22nd sunday in ordinary time

In todays Gospel Jesus teaches that true religion must first be an inward matter of the heart.  He warned against the tendency to become legalistic and hypocritical.  A legalistic person places all emphasis on performing the right actions in the right way, without regard for the inner spirit and reason for those actions.  A hypocrite is a person whose life has become insincere, whose external actions do not express what is inside.

Jesus’ point in this Gospel is that the person who is unclean before God is not the one with dirty hands but the one whose heart is full of hate.  He basically says that all external activity is empty and hypocritical unless it comes from the heart.  What use are all possible external practices if we are hollow within?

Jesus explains that it is not the appearance that counts before God, but reality; not the way someone presents himself, but what he really is.  Jesus always loved and praised what was genuine.

Our Lord tells us that evil comes from the heart.  Yet it may also have been allowed into the heart before hand.  Think about how much evil comes into our heart from malicious slander and nasty gossip if we take part in it.  Think about how many evil pictures can take root in our minds through videos, the internet, and television.  They can gradually poison our heart.  This is a new danger for our hearts in today’s world.

From our heart can come evil.  Yet, it is also true that from our heart comes everything good as well!  Things like loving thoughts and actions, those of understanding, kindness, and especially mercy.  These good gifts come into our heart as gifts from Jesus.  He gives them from His heart, which is always loving and true.  What is important is that we allow our heart to be filled with these gifts from the heart of Christ.

Jesus tells us that what makes us clean and pure is to make our heart like His.

God Bless,

Msgr. Powell

21st sunday in ordinary time

You Have the Words of Eternal Life

As we come to the end of the “Bread of Life  Discourse” in St. John’s Gospel, Jesus’ words demand a response.  Our Lord claims to be sent by God to give us eternal life.  He demands that we believe Him if we are to receive this life.

Jesus offers us His flesh and blood as life – giving nourishment.  We have to either stake our lives on Jesus being who He says He is, able to do what He claims He can do, or dismiss Jesus as a deluded wonderworker, who came to an unfortunate end on the cross.  Many who encountered Jesus did dismiss Him because of His claims, even some who had been His disciples.

Believing in Jesus as the God- sent source of eternal life is no small act of faith.  Human eyes can look at Jesus and see only a man- an extraordinary man, certainly, but nonetheless only a man.  Jesus acknowledges this when He says “the flesh is of no avail”.  It takes more than ordinary sight to see who Jesus is.  It requires God’s help; it requires the gift of the spirit.

In the other three Gospels, Peter professes faith in Jesus as the Messiah.  (Matt 16:16; Mark 8:29, Luke 9:20).  John’s Gospel formulates Peter’s confession  in light of the particular message of this Gospel.  Peter acknowledges that Jesus has “the words of eternal life” and professes that “we have come to believe and are convinced that you are the Holy One of God”.  Peter believes in Jesus as the one sent by God to bring eternal life.  John’s Gospel invites us to the same act of faith.

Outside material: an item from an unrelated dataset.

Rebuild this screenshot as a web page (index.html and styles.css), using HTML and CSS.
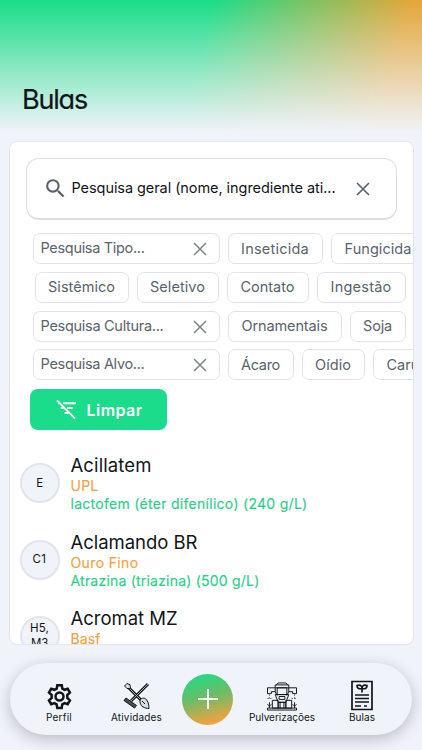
FILE: index.html
```html
<!DOCTYPE html>
<html lang="pt-BR">
<head>
<meta charset="utf-8">
<meta name="viewport" content="width=device-width, initial-scale=1">
<title>Bulas</title>
<link rel="stylesheet" href="styles.css">
</head>
<body>
<div class="app">
<header class="header"><h1><span class="fit" data-width="65">Bulas</span></h1></header>
<main class="panel">
  <div class="search">
    <svg class="search-icon" viewBox="0 0 24 24"><path d="M15.5 14h-.79l-.28-.27A6.47 6.47 0 0 0 16 9.5 6.5 6.5 0 1 0 9.5 16c1.61 0 3.09-.59 4.23-1.57l.27.28v.79l5 4.99L20.49 19zm-6 0a4.5 4.5 0 1 1 0-9 4.5 4.5 0 0 1 0 9z"/></svg>
    <span class="search-text"><span class="fit" data-width="264">Pesquisa geral (nome, ingrediente ati...</span></span>
    <svg class="close" viewBox="0 0 14 14"><path d="M1 1l12 12M13 1L1 13"/></svg>
  </div>
  <div class="filters">
    <div class="row">
      <div class="field"><span class="fit" data-width="104">Pesquisa Tipo...</span><svg class="close small" viewBox="0 0 14 14"><path d="M1 1l12 12M13 1L1 13"/></svg></div>
      <div class="chip w95"><span class="fit" data-width="68">Inseticida</span></div>
      <div class="chip w95"><span class="fit" data-width="67">Fungicida</span></div>
    </div>
    <div class="row modes">
      <div class="chip w94"><span class="fit" data-width="67">Sistêmico</span></div>
      <div class="chip w82"><span class="fit" data-width="55">Seletivo</span></div>
      <div class="chip w82"><span class="fit" data-width="54">Contato</span></div>
      <div class="chip w89"><span class="fit" data-width="61">Ingestão</span></div>
    </div>
    <div class="row">
      <div class="field"><span class="fit" data-width="123">Pesquisa Cultura...</span><svg class="close small" viewBox="0 0 14 14"><path d="M1 1l12 12M13 1L1 13"/></svg></div>
      <div class="chip w114"><span class="fit" data-width="86">Ornamentais</span></div>
      <div class="chip w56"><span class="fit" data-width="29">Soja</span></div>
    </div>
    <div class="row">
      <div class="field"><span class="fit" data-width="104">Pesquisa Alvo...</span><svg class="close small" viewBox="0 0 14 14"><path d="M1 1l12 12M13 1L1 13"/></svg></div>
      <div class="chip w66"><span class="fit" data-width="39">Ácaro</span></div>
      <div class="chip w63"><span class="fit" data-width="36">Oídio</span></div>
      <div class="chip w95"><span class="fit" data-width="67">Caruncho</span></div>
    </div>
  </div>
  <button class="clear" type="button">
    <svg viewBox="0 0 22 22"><path d="M1 1.5l19 19M7.5 4.5H21M11.5 9.5h6M9 14.5h4M2 4.5h2M5 9.5h3"/></svg>
    <span class="fit" data-width="56">Limpar</span>
  </button>
  <ul class="products">
    <li><div class="badge"><span class="fit" data-width="6.5">E</span></div><div class="info"><h2><span class="fit" data-width="81">Acillatem</span></h2><p class="brand"><span class="fit" data-width="28">UPL</span></p><p class="active"><span class="fit" data-width="237">lactofem (éter difenílico) (240 g/L)</span></p></div></li>
    <li><div class="badge"><span class="fit" data-width="14">C1</span></div><div class="info"><h2><span class="fit" data-width="127">Aclamando BR</span></h2><p class="brand"><span class="fit" data-width="68">Ouro Fino</span></p><p class="active"><span class="fit" data-width="189">Atrazina (triazina) (500 g/L)</span></p></div></li>
    <li><div class="badge"><span class="fit" data-width="19">H5,</span><span class="fit" data-width="17">M3</span></div><div class="info"><h2><span class="fit" data-width="107">Acromat MZ</span></h2><p class="brand"><span class="fit" data-width="30">Basf</span></p></div></li>
  </ul>
</main>
<nav class="nav">
  <a class="item"><svg class="gear" viewBox="0 0 26 26"><path d="M10.8 1.2h4.4l.7 3.4 2.1 1.2 3.2-1.1 2.2 3.8L20.8 11v3l2.6 2.4-2.2 3.8-3.2-1.1-2.2 1.3-.6 3.5h-4.4l-.7-3.5L8 19.1l-3.3 1.1-2.2-3.8L5.2 14v-3L2.5 8.5l2.2-3.8L8 5.8l2.2-1.2z"/><circle cx="13" cy="12.5" r="4"/></svg><span class="fit" data-width="26">Perfil</span></a>
  <a class="item tools-item"><svg class="tools" viewBox="0 0 28 28"><path class="thick" d="M5 5l15 15M25 2L8 19"/><path class="light" d="M5 5l15 15M25 2L8 19"/><path class="metal" d="M1.5 4L4 1.5l3 1.2.5 4L4 6.5z"/><path class="metal rake" d="M3 16l10.500 7.500-2 2.500L1 18.500z"/><path class="metal" d="M17 19.500c0-3 3-4 5-3 3 1.500 4 6 4 10-4 0-9-2-9-7z"/><path d="M19 19l3 3"/></svg><span class="fit" data-width="51">Atividades</span></a>
  <a class="add"><svg viewBox="0 0 20 20"><path d="M10 0v20M0 10h20"/></svg></a>
  <a class="item spray-item"><svg class="spray" viewBox="0 0 32 30"><path d="M10 3l2-2h8l2 2M9 3h14v3H9zM11 6h10v7H11zM1 6h8v4H5v2H1zM31 6h-8v4h4v2h4zM9 10l2 4M23 10l-2 4M9 13h14l-3 8h-8zM13 15h6v3h-6zM6 19h6v8H6zM20 19h6v8h-6zM12 21h8v6h-8zM14 21v6M18 21v6M1 27h30v2H1z"/><path d="M3 21v6M29 21v6M1 23l2 2 2-2M27 23l2 2 2-2"/><path class="drops" d="M3 13v4M1 17h5M29 13v4M26 17h5"/></svg><span class="fit" data-width="66">Pulverizações</span></a>
  <a class="item"><svg class="label-icon" viewBox="0 0 22 30"><path d="M1 1h20v28H1z"/><path d="M4 14.500h14M4 18h14M4 21.500h14M4 25.500h6M13 25.500h3M11 12V8C7 9 6 7 6 5c3-1 5 0 5 3 0-3 2-4 5-3 0 2-1 4-5 3"/></svg><span class="fit" data-width="26">Bulas</span></a>
</nav>
</div>
<script src="script.js"></script>
</body>
</html>
```
FILE: styles.css
```css
* { box-sizing: border-box; }
body { margin: 0; background: #f0f3f9; font-family: Lexend, Inter, sans-serif; color: #111518; }
h1, h2, p, ul { margin: 0; padding: 0; font-weight: 400; }
svg { display: block; flex: none; fill: none; stroke: currentColor; }
.fit { display: inline-block; white-space: nowrap; }
.app { height: 750px; overflow: hidden; display: flex; flex-direction: column; }
.header { height: 141px; flex: none; padding: 81px 22px 0; background: linear-gradient(to bottom, rgba(240,243,249,0) 0, #f0f3f9 132px), linear-gradient(105deg, #19dd88 0, #19dd88 46%, #e4a638 90%); }
h1 { font: 400 27px/38px Inter, sans-serif; font-feature-settings: "cv11"; -webkit-text-stroke: .2px; }
.panel { width: 405px; height: 504px; flex: none; margin-left: 8.5px; border: 1px solid #e2e5eb; border-radius: 8px; background: #fff; overflow: hidden; }
.search { height: 62px; width: 371px; margin: 16px 0 0 16px; border: 1px solid #dedfe2; border-bottom-width: 2px; border-radius: 13px; display: flex; align-items: center; padding: 0 26px 0 16px; }
.search-icon { width: 25px; height: 25px; fill: #59636d; stroke: none; }
.search-text { margin-left: 4px; font: 400 14.5px/20px Inter, sans-serif; width: 264px; padding-bottom: 1px; }
.close { width: 14px; height: 14px; margin-left: auto; color: #59636d; stroke-width: 1.7; }
.small { color: #808386; stroke-width: 1.5; position: relative; top: 1px; }
.filters { margin: 13px 0 0 23px; display: flex; flex-direction: column; gap: 7.8px; }
.row { display: flex; gap: 8px; height: 31px; }
.modes { padding-left: 2px; }
.field, .chip { height: 31px; border: 1px solid #e2e3e9; border-radius: 7px; color: #59636d; font: 400 14.5px/20px Inter, sans-serif; display: flex; align-items: center; flex: none; }
.field { width: 187px; padding: 0 12px 1px 7px; }
.chip { justify-content: center; }
.w56 { width: 56px; } .w63 { width: 63px; } .w66 { width: 66px; } .w82 { width: 82px; } .w89 { width: 89px; } .w94 { width: 94px; } .w95 { width: 95px; } .w114 { width: 114px; }
.clear { display: flex; align-items: center; gap: 10px; width: 137px; height: 41px; margin: 9px 0 0 20px; padding: 0 0 0 26px; border: 0; border-radius: 8px; background: #1bdc8a; color: #fff; font: 600 16px/20px Inter, sans-serif; }
.clear svg { width: 21px; height: 21px; stroke-width: 2; }
.products { list-style: none; margin: 24px 0 0 10px; }
.products li { display: flex; gap: 11px; height: 76.5px; }
.badge { width: 40px; height: 40px; margin-top: 9px; border: 2px solid #e1e4e9; border-radius: 50%; background: #f0f3f9; display: flex; flex-direction: column; align-items: center; justify-content: center; font: 400 11.5px/15px Inter, sans-serif; flex: none; }
.info { white-space: nowrap; }
h2 { font: 400 18.5px/22px Inter, sans-serif; }
.brand { color: #f6a13f; font: 400 14px/19px Inter, sans-serif; }
.active { color: #2bce8b; font: 400 14px/18px Inter, sans-serif; }
.brand, .active { -webkit-text-stroke: .15px; }
.nav { width: 402px; height: 72px; margin: 18px 0 0 10px; border-radius: 36px; background: #f0f3f9; box-shadow: 0 4px 16px #0000003b; display: flex; align-items: center; padding: 0 23px; flex: none; }
.item { width: 52px; height: 58px; padding-bottom: 4px; display: flex; flex-direction: column; align-items: center; justify-content: flex-end; font: 400 10px/14px Inter, sans-serif; }
.tools-item { margin-left: 25px; width: 53px; }
.add { width: 51px; height: 51px; border-radius: 50%; margin-left: 19px; background: linear-gradient(165deg, #1bdc8a 5%, #6dbc66 45%, #f6a13f 90%); display: flex; align-items: center; justify-content: center; color: #fff; }
.add svg { width: 20px; height: 20px; stroke-width: 2; }
.spray-item { width: 68px; margin-left: 15px; }
.spray-item + .item { margin-left: 20px; }
.gear { width: 27px; height: 26px; stroke-width: 2.5; }
.tools { width: 28px; height: 28px; stroke-width: 1; }
.thick { stroke-width: 3; } .light { stroke: #a4a8ac; stroke-width: 1; } .metal { fill: #d9dde1; }
.metal.rake { fill: #4b5054; }
.spray { width: 32px; height: 29px; margin-bottom: -1px; stroke-width: 1; }
.drops { stroke-dasharray: 1 2; }
.label-icon { width: 22px; height: 31px; margin-bottom: -1px; stroke-width: 1.7; }
```
FILE: script.js
```js
for (const el of document.querySelectorAll(".fit")) {
  const count = Array.from(el.textContent).length;
  const difference = Number(el.dataset.width) - el.getBoundingClientRect().width;
  el.style.letterSpacing = `${difference / count}px`;
}
```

As we live our personal response to the message of Jesus, let us turn to Him as the one through whom we will be raised up to eternal life.  As we receive Holy Communion today let us profess our faith in Jesus, the Word made flesh, sent by the Father to bring us to Him.

God Bless,

Msgr. Powell

20th sunday in ordinary time

For the last few weeks our Sunday gospel comes from Chapter 6 of St. John’s gospel.  This Chapter is call the “Bread of Life Discourse”.  The first verse of today’s gospel is the climax of what Jesus has been saying since verse 32, and adds to the note that the bread that Jesus will give for the life of the world is His flesh.

If Jesus had stopped her, we could understand Him to mean that His flesh would be given over in crucifixion to bring life to the world.  While His words carry this meaning, what Jesus says next gives them an additional depth of meaning.

Jesus’ listeners take His words very literally and thereby misunderstand them.  Jesus is speaking of His flesh as real food and His blood as real drink, but as given in the Eucharist.  Through eating His flesh and drinking His blood eucharistically we are joined with Him and abide (remain) in Him, thereby entering into the life shared by the Father and the Son.  This life is eternal life: “whoever eats this bread will live forever”.  Jesus emphasizes that He is our only access to eternal life.  If we do not eat His flesh and drink His blood we do not have life, but it we do share in His flesh and blood we have eternal  life and will be raised up on the last day.

Jesus had invited His listeners to come to Him and believe in Him as the bread of life, and He now invites them to partake of this bread eucharistically, receiving the body and blood that will be offered on the cross for the life of the world.  Jesus does not simply want to teach us about Himself, the He lives in us and we in Him.  This He accomplishes by giving Himself to us in the Eucharist.  The word became flesh– and He offers His flesh to us as the bread of life.

WHAT A GIFT WE HAVE IN THE EUCHARIST!